[Problem to work on]:
Look through the listing below and work out how many of its lines hold the word "page". Give only the number.

++++++

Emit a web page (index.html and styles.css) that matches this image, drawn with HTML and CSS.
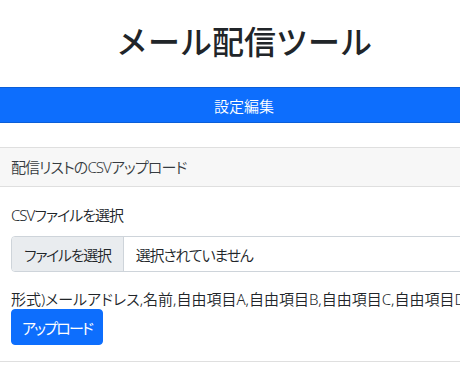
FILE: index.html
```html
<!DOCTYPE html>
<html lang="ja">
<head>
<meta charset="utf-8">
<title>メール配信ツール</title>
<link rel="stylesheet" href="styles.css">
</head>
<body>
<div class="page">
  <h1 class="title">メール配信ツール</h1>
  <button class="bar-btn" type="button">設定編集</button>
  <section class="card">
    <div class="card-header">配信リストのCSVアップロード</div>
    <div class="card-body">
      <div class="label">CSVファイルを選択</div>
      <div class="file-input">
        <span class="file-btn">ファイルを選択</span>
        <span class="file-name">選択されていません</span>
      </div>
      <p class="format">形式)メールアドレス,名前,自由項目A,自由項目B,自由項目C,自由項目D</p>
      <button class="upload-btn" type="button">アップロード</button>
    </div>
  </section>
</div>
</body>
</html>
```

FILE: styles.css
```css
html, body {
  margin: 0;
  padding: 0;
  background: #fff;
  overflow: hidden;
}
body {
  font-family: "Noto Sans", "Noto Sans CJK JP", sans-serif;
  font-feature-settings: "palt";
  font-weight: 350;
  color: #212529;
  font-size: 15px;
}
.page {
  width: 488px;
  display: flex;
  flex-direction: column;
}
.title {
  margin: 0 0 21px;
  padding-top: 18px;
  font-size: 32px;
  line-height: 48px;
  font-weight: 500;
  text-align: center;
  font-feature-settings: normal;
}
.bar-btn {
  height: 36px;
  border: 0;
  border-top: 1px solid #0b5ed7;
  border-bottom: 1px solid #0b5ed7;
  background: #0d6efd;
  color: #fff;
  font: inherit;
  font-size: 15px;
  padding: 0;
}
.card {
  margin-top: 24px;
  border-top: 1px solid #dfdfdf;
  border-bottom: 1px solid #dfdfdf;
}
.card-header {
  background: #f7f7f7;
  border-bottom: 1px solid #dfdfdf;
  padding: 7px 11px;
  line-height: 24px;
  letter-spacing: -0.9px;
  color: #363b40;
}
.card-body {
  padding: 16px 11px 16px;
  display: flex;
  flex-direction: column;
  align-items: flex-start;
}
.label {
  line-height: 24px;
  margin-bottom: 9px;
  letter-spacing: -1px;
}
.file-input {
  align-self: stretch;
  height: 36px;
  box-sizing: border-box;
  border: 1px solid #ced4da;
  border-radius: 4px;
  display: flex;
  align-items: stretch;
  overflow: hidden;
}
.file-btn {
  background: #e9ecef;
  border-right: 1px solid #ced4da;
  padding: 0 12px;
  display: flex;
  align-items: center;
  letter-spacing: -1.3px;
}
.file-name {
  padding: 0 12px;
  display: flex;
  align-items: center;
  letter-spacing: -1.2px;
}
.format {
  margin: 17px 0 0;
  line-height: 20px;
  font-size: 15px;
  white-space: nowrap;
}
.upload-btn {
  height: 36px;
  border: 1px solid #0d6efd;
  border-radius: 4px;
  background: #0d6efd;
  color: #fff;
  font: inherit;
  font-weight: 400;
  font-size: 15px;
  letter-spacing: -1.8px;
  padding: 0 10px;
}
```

++++++

[Task result]:
3